Nor do I think it likely that Plaintiffs will be able to demonstrate that the identification requirement is discriminatory or will have disparate impacts.... Plaintiffs’ suggestion that the identification requirement will “chill” people without identification may be true (though there was absolutely no credible evidence of that), but then again it may also “chill” fraudulent voters. Whether one kind of chill justifies the other is precisely the kind of public policy choice that must be made by legislators, not by judges legislating under the cover of strict scrutiny.

After all of last year's attention paid to the 9th Circus, I had forgotten that actual judicial restraint lives on.

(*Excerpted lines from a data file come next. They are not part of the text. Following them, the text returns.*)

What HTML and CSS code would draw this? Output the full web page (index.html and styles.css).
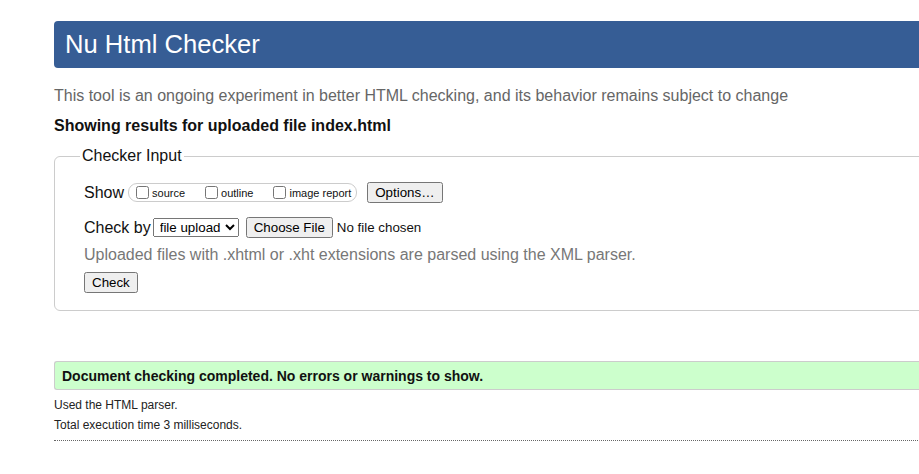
FILE: index.html
```html
<!DOCTYPE html>
<html lang="en">
<head>
<meta charset="utf-8">
<title>Nu Html Checker</title>
<link rel="stylesheet" href="styles.css">
</head>
<body>
<div class="page">
  <h1 class="title">Nu Html Checker</h1>
  <p class="intro">This tool is an ongoing experiment in better HTML checking, and its behavior remains subject to change</p>
  <p class="results-for">Showing results for uploaded file index.html</p>
  <form class="checker">
    <fieldset class="checker-input">
      <legend class="legend">Checker Input</legend>
      <div class="row">
        <span class="label">Show</span>
        <span class="show-group">
          <label class="opt"><input type="checkbox" class="cb"><span>source</span></label>
          <label class="opt"><input type="checkbox" class="cb"><span>outline</span></label>
          <label class="opt"><input type="checkbox" class="cb"><span>image report</span></label>
        </span>
        <button type="button" class="btn options-btn">Options…</button>
      </div>
      <div class="row row-check-by">
        <span class="label label-tight">Check by</span>
        <select class="select"><option>file upload</option></select>
        <input type="file" class="file">
      </div>
      <p class="hint">Uploaded files with .xhtml or .xht extensions are parsed using the XML parser.</p>
      <div class="row row-submit">
        <button type="button" class="btn">Check</button>
      </div>
    </fieldset>
  </form>
  <p class="success">Document checking completed. No errors or warnings to show.</p>
  <p class="stats">Used the HTML parser.</p>
  <p class="stats">Total execution time 3 milliseconds.</p>
  <hr class="rule">
</div>
</body>
</html>
```

FILE: styles.css
```css
html, body {
  margin: 0;
  padding: 0;
  background: #fff;
  overflow: hidden;
}
body {
  font-family: "Liberation Sans", Arial, sans-serif;
  color: #111;
}
.page {
  margin-left: 54px;
  width: 1000px;
  padding-top: 21px;
}
.title {
  margin: 0;
  height: 47px;
  line-height: 47px;
  padding-left: 11px;
  font-size: 25.6px;
  font-weight: normal;
  color: #fff;
  background: #365d95;
  border-radius: 4px 0 0 4px;
}
.intro {
  margin: 18px 0 0;
  font-size: 16px;
  line-height: 20px;
  color: #666;
}
.results-for {
  margin: 11px 0 0;
  font-size: 16px;
  line-height: 18px;
  font-weight: bold;
}
.checker {
  margin: 12px 0 0;
}
.checker-input {
  margin: 0;
  padding: 7px 26px 17px 29px;
  border: 1px solid #ccc;
  border-radius: 6px;
}
.legend {
  padding: 0 2px;
  margin-left: -4px;
  font-size: 16px;
  line-height: 18px;
}
.row {
  display: flex;
  align-items: center;
  margin: 10px 0 0;
}
.row-check-by {
  margin-top: 14px;
}
.row-submit {
  margin-top: 7px;
}
.label {
  font-size: 16px;
  margin-right: 4px;
}
.label-tight {
  margin-right: 2px;
}
.show-group {
  display: inline-flex;
  align-items: center;
  height: 17px;
  border: 1px solid #ccc;
  border-radius: 9px;
  padding: 0 5px 0 7px;
  margin-right: 10px;
}
.opt {
  display: inline-flex;
  align-items: center;
  font-size: 11px;
  margin-right: 20px;
}
.opt:last-child {
  margin-right: 0;
}
.cb {
  margin: 0 3px 0 0;
  width: 13px;
  height: 13px;
}
.btn {
  font: 13.33px "Liberation Sans", Arial, sans-serif;
  padding: 1px 6px;
  height: 21px;
}
.options-btn {
  padding: 1px 6px;
}
.select {
  font: 13.33px "Liberation Sans", Arial, sans-serif;
  height: 19px;
  padding: 0 1px 0 2px;
  margin-right: 7px;
}
.file {
  font: 13.33px "Liberation Sans", Arial, sans-serif;
}
.hint {
  margin: 7px 0 0;
  font-size: 16px;
  line-height: 20px;
  color: #777;
}
.success {
  margin: 50px 0 0;
  height: 27px;
  line-height: 28px;
  padding-left: 7px;
  font-size: 14px;
  font-weight: bold;
  background: #ccffcc;
  border: 1px solid #ccc;
  border-right: none;
  border-radius: 3px 0 0 3px;
}
.stats {
  margin: 6px 0 0;
  font-size: 12px;
  line-height: 14px;
  color: #222;
}
.success + .stats {
  margin-top: 8px;
}
.rule {
  margin: 8px 0 0;
  border: 0;
  border-top: 1px dotted #666;
}
```
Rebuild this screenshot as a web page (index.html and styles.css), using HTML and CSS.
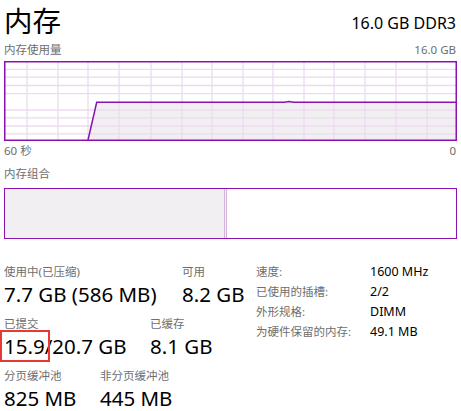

As for the precinct requirement:

In what must surely qualify as one of the understatements of the year, even Plaintiffs’ own witness, a Denver election official, testified that allowing voters to vote in any precinct they wished “could be problematic.”

...At the moment, if I were to try to design a system that maximizes the chances that fraudulent and ineligible registrants will be able to become fraudulent voters, I’m not sure I could do a better job than what Plaintiffs are asking me to do in this case—allow voters to vote wherever they want without showing any identification.

Judge Hoffman's decision has averted one of the worst-case scenarios, one of people voting without ID in multiple precincts, possibly casting provisional ballots in multiple counties. There are still holes in the system, but not ones addressed by this case.